[management by God] rally point

Written by Dan King

Christ-follower. husband. father. author of the unlikely missionary: from pew-warmer to poverty-fighter. co-author of activist faith: from him and for him. director of family ministry at st. edward's episcopal church. president of fistbump media, llc.

October 11, 2010

Remember the scene in Braveheart when Mel Gibson’s character, William Wallace, was giving the freedom speech just before the big battle? I’ve often wondered what it takes to be such a leader. It would be really cool to be able to rally people the way that William Wallace did.  Imagine the influence it would require to motivate people to give their lives for a cause.

However, even though today’s business world isn’t faced with a need for that strong of a commitment, we often fight for our lives (careers) against competition flying in our faces who would love nothing more than to see us fall.

There was a time in the early days of the nation of Israel that an oppression took over. If the nation were to survive, then it would need someone to step up and lead them. But before we talk about this seldom heard of leader, let’s lay the groundwork first…

In the history of Israel, there was a time that the nation was virtually leaderless. There was little to no governing authority. People simply lived in the territories of each of the 12 tribes that made up Israel. This time was after the occupation of the land of Canaan. But even before that, the “nation” had been in bondage in Egypt for hundreds of years.

Most of their identity was wrapped up in the promise of being a great nation, all the while they’re living under the rule of another “world power”. Eventually, they’re delivered from bondage, and witnessed great miracles in the process (like the crossing of the Red Sea). However, this newly delivered nation wandered in the desert for 40 years before taking over the promised land.

Think about this fact for a moment.

All of the men of fighting age, are either dead or too old to fight by the time they get to enter the promised land. So all of the great warriors are the young men that were born in the desert, and simply missed witnessing the miracle of the Exodus.

So this new generation enters the promised land, and they take over and settle into their new homes. Remember, this is mostly a generation that is inheriting the promise from their forefathers, and have only heard stories about some of the greatest miracles that ever happened. So, they get in, and get comfortable.

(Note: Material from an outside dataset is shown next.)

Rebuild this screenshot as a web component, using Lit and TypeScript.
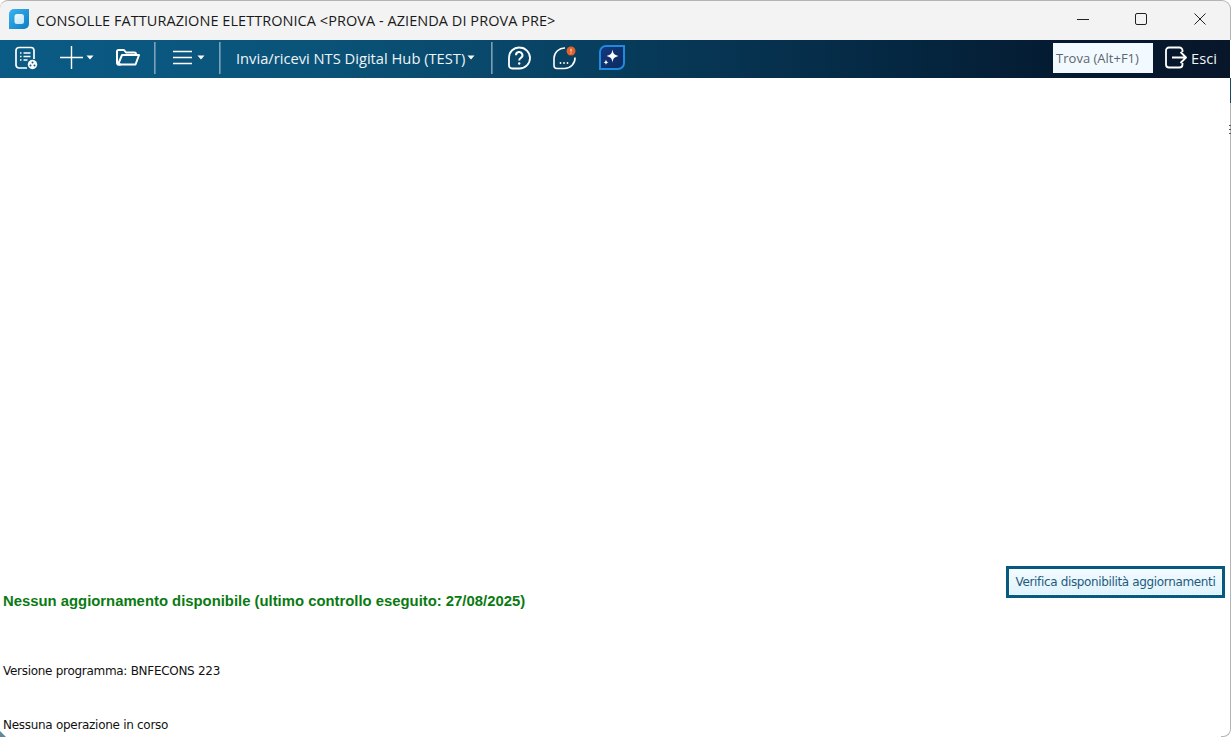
import { LitElement, html, css } from "lit";
import { customElement } from "lit/decorators.js";

const caret = html`<svg class="caret" width="8" height="5" viewBox="0 0 8 5"><path d="M0.5 0.5h7L4 4.500z" fill="#fff"/></svg>`;

@customElement("app-root")
export class AppRoot extends LitElement {
  static styles = css`
    :host { display: block; }
    .window { width: 1231px; height: 737px; display: flex; flex-direction: column; background: #fff; overflow: hidden; box-sizing: border-box; position: relative; }
    .titlebar { height: 40px; box-sizing: border-box; flex: none; display: flex; align-items: center; background: #f3f3f3; border-top: 1px solid #b4b4b4; border-right: 1px solid #b4b4b4; border-radius: 8px 9px 0 0; padding: 0 1px 0 9px; color: #1a1a1a; font: 14.5px "Open Sans", "Noto Sans", sans-serif; }
    .logo { margin-right: 7px; margin-bottom: 3px; flex: none; display: block; }
    .title { flex: 1; white-space: nowrap; letter-spacing: 0.05px; }
    .winbtns { display: flex; align-items: flex-start; align-self: flex-start; }
    .winbtn { width: 58.5px; height: 36px; display: flex; align-items: center; justify-content: center; }
    .toolbar { height: 38px; box-sizing: border-box; padding-bottom: 3px; flex: none; margin-right: 1px; display: flex; align-items: center; background: linear-gradient(90deg, #0a5b85 0%, #0a5379 25%, #09486b 40%, #073a59 52%, #052a45 70%, #04192f 88%, #08162a 100%); color: #eef4f8; font: 14.7px "Open Sans", "Noto Sans", sans-serif; }
    .tb { display: flex; align-items: center; flex: none; }
    .caret { display: block; flex: none; }
    .sep { width: 2px; height: 32px; flex: none; background: linear-gradient(90deg, rgba(150,180,198,.95), rgba(150,180,198,.35)); }
    .i1 { margin-left: 14px; }
    .i2 { margin-left: 22px; gap: 3px; }
    .i3 { margin-left: 22px; }
    .s1 { margin-left: 14px; }
    .i4 { margin-left: 17px; gap: 5px; }
    .s2 { margin-left: 14px; }
    .menu { margin-left: 15px; gap: 2px; white-space: nowrap; }
    .s3 { margin-left: 16px; }
    .i5 { margin-left: 14px; }
    .i6 { margin-left: 21px; }
    .i7 { margin-left: 22px; }
    .spacer { flex: 1; }
    .search { width: 100px; height: 30px; box-sizing: border-box; flex: none; background: #f3faff; color: #5a6670; font-size: 13px; display: flex; align-items: center; padding-left: 3px; white-space: nowrap; margin-top: 1px; }
    .exit { margin-left: 12px; margin-right: 13px; gap: 4px; }
    .content { flex: 1; position: relative; display: flex; flex-direction: column; justify-content: flex-end; color: #111; padding-bottom: 5px; }
    .top-row { display: flex; justify-content: space-between; align-items: flex-start; padding: 0 6px 0 3px; }
    .status { margin-top: 26px; font: bold 14.85px "Liberation Sans", sans-serif; color: #0a7a12; line-height: 18px; white-space: nowrap; }
    .btn { width: 219px; height: 32px; box-sizing: border-box; border: 3px solid #06597f; outline: 1px dotted #fff; outline-offset: -4px; background: linear-gradient(#f3fbff, #dff3fd); color: #1f5a7c; font: 12px "DejaVu Sans", sans-serif; letter-spacing: -0.35px; display: flex; align-items: center; justify-content: center; white-space: nowrap; }
    .line { padding-left: 3px; line-height: 14px; white-space: nowrap; font: 12px "DejaVu Sans", sans-serif; letter-spacing: -0.29px; }
    .v { margin-top: 54px; }
    .n { margin-top: 40px; }
    .edge { position: absolute; top: 0; right: 0; bottom: 0; width: 10px; box-sizing: border-box; border-right: 1px solid #b4b4b4; border-bottom: 1px solid #b4b4b4; border-bottom-right-radius: 8px; }
    .edge::before { content: ""; position: absolute; top: 0; right: -1px; width: 1px; height: 25px; background: #1c4a5c; }
    .edge::after { content: ""; position: absolute; top: 47px; right: -1px; width: 2px; height: 1px; background: #4a5a66; box-shadow: 0 4px 0 #4a5a66, 0 8px 0 #4a5a66; }
    .corner { position: absolute; left: 0; bottom: 0; display: block; }
  `;

  render() {
    return html`<div class="window">
      <div class="titlebar">
        <svg class="logo" width="20" height="20" viewBox="0 0 20 20">
          <defs>
            <linearGradient id="lg" x1="0" y1="0" x2="1" y2="1"><stop offset="0" stop-color="#3bb4ef"/><stop offset="1" stop-color="#0b7cc4"/></linearGradient>
            <linearGradient id="lg2" x1="0" y1="0" x2="1" y2="1"><stop offset="0" stop-color="#f2fbff"/><stop offset="1" stop-color="#bfe4f6"/></linearGradient>
          </defs>
          <path d="M5 0h15v15a5 5 0 0 1-5 5H0V5a5 5 0 0 1 5-5z" fill="url(#lg)"/>
          <rect x="5.500" y="5" width="9.500" height="10" rx="2.500" fill="url(#lg2)"/>
        </svg>
        <div class="title">CONSOLLE FATTURAZIONE ELETTRONICA &lt;PROVA - AZIENDA DI PROVA PRE&gt;</div>
        <div class="winbtns">
          <div class="winbtn"><svg width="12" height="12" viewBox="0 0 12 12"><path d="M0 6.500h12" stroke="#222" stroke-width="1"/></svg></div>
          <div class="winbtn"><svg width="12" height="12" viewBox="0 0 12 12"><rect x=".5" y=".5" width="11" height="11" rx="1.500" fill="none" stroke="#222"/></svg></div>
          <div class="winbtn"><svg width="12" height="12" viewBox="0 0 12 12"><path d="M.5.5l11 11M11.500.5l-11 11" stroke="#222" fill="none"/></svg></div>
        </div>
      </div>
      <div class="toolbar">
        <div class="tb i1"><svg width="24" height="24" viewBox="0 0 24 24" fill="none" stroke="#fff" stroke-width="1.700">
          <path d="M13 22H5a3 3 0 0 1-3-3V4.500a3 3 0 0 1 3-3h12a3 3 0 0 1 3 3V13"/>
          <path d="M6 7h1.500M9.500 7h7M6 10.500h1.500M9.500 10.500h7M6 14h1.500M9.500 14h4" stroke-width="1.500"/>
          <circle cx="18.500" cy="18.500" r="4.700" fill="#fff" stroke="none"/>
          <circle cx="18.500" cy="16.500" r="1" fill="#0a5b85" stroke="none"/>
          <circle cx="16.500" cy="19.500" r="1" fill="#0a5b85" stroke="none"/>
          <circle cx="20.500" cy="19.500" r="1" fill="#0a5b85" stroke="none"/>
        </svg></div>
        <div class="tb i2"><svg width="23" height="23" viewBox="0 0 23 23"><path d="M0 11.500h23M11.500 0v23" stroke="#fff" stroke-width="1.400"/></svg>${caret}</div>
        <div class="tb i3"><svg width="24" height="17" viewBox="0 0 24 17" fill="none" stroke="#fff" stroke-width="2" stroke-linejoin="round"><path d="M5 15.500H2.500a1.500 1.500 0 0 1-1.500-1.500V2.500A1.500 1.500 0 0 1 2.500 1H8l2 2.500h8.500A1.500 1.500 0 0 1 20 5v1"/><path d="M2 15.500L6 6h17l-3.500 9.500z"/></svg></div>
        <div class="sep s1"></div>
        <div class="tb i4"><svg width="19" height="15" viewBox="0 0 19 15"><path d="M0 1.500h19M0 7.500h19M0 13.500h19" stroke="#fff" stroke-width="1.500"/></svg>${caret}</div>
        <div class="sep s2"></div>
        <div class="tb menu">Invia/ricevi NTS Digital Hub (TEST)${caret}</div>
        <div class="sep s3"></div>
        <div class="tb i5"><svg width="24" height="24" viewBox="0 0 24 24" fill="none" stroke="#fff" stroke-width="1.800"><path d="M12.500 1.500a10 10 0 1 1 0 21H5a3 3 0 0 1-3-3v-8A10 10 0 0 1 12.500 1.500z"/><path d="M9 9.200a3.200 3.200 0 1 1 4.700 2.800c-1 .6-1.500 1.200-1.500 2.500" stroke-width="2"/><circle cx="12.200" cy="17.500" r="1.200" fill="#fff" stroke="none"/></svg></div>
        <div class="tb i6"><svg width="25" height="24" viewBox="0 0 25 24" fill="none" stroke="#fff" stroke-width="1.600">
          <path d="M13 2a10.500 10.500 0 0 0-11 10v7.500a3 3 0 0 0 3 3h7.500a10.500 10.500 0 0 0 10.500-11"/>
          <circle cx="8.500" cy="17" r=".9" fill="#fff" stroke="none"/><circle cx="12" cy="17" r=".9" fill="#fff" stroke="none"/><circle cx="15.500" cy="17" r=".9" fill="#fff" stroke="none"/>
          <circle cx="19" cy="5" r="4.500" fill="#e2602a" stroke="none"/><path d="M19 2.800v2.800M19 6.600v.9" stroke="#fff" stroke-width="1"/>
        </svg></div>
        <div class="tb i7"><svg width="26" height="25" viewBox="0 0 26 25">
          <defs><linearGradient id="st" x1="0" y1="0" x2="1" y2="1"><stop offset="0" stop-color="#12387e"/><stop offset="1" stop-color="#0c2a5e"/></linearGradient></defs>
          <path d="M7 1h18v17a6 6 0 0 1-6 6H1V7a6 6 0 0 1 6-6z" fill="url(#st)" stroke="#1f8ae0" stroke-width="2"/>
          <path d="M13.500 4.500c.7 4.300 1.700 5.300 6 6.500-4.300 1.200-5.300 2.200-6 6.500-.7-4.300-1.700-5.300-6-6.500 4.300-1.200 5.300-2.200 6-6.500z" fill="#fff"/>
          <path d="M7 14.500c.3 1.800.8 2.300 2.500 2.800-1.700.5-2.200 1-2.500 2.800-.3-1.800-.8-2.300-2.500-2.800 1.700-.5 2.200-1 2.500-2.800z" fill="#fff"/>
        </svg></div>
        <div class="spacer"></div>
        <div class="search">Trova (Alt+F1)</div>
        <div class="tb exit"><svg width="22" height="23" viewBox="0 0 22 23" fill="none" stroke="#fff" stroke-width="1.800" stroke-linejoin="round"><path d="M17.500 6V4.500a3 3 0 0 0-3-3H4a3 3 0 0 0-3 3v14a3 3 0 0 0 3 3h10.500a3 3 0 0 0 3-3V17"/><path d="M7 11.500h13.500M15.500 6l5.500 5.500-5.500 5.500"/></svg><span>Esci</span></div>
      </div>
      <div class="content">
        <div class="top-row">
          <div class="status">Nessun aggiornamento disponibile (ultimo controllo eseguito: 27/08/2025)</div>
          <div class="btn">Verifica disponibilità aggiornamenti</div>
        </div>
        <div class="line v">Versione programma: BNFECONS 223</div>
        <div class="line n">Nessuna operazione in corso</div>
        <div class="edge"></div>
        <svg class="corner" width="6" height="6" viewBox="0 0 6 6"><path d="M0 0L6 6H0z" fill="#5f8a9c"/></svg>
      </div>
    </div>`;
  }
}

Have you ever been a part of an organization that has gotten “comfortable” where it is at? I believe that often some of our biggest problems come accepting the status quo.

As the nation of Israel got comfortable, they started fulfilling their own will rather than seeking the will of God (their ultimate Authority).

Imagine what this would look like in today’s work environment. Think about people who do things that don’t seem to be quite in alignment with what the business wants to accomplish. Often these people are very much about doing what they think is best for them, but to someone concerned about taking the business in a specific direction you may be wondering what the heck is wrong with them. Well, this is pretty much the situation in Israel, and it got them taken over by a foreign ruler for about eight years until someone got fed up with it…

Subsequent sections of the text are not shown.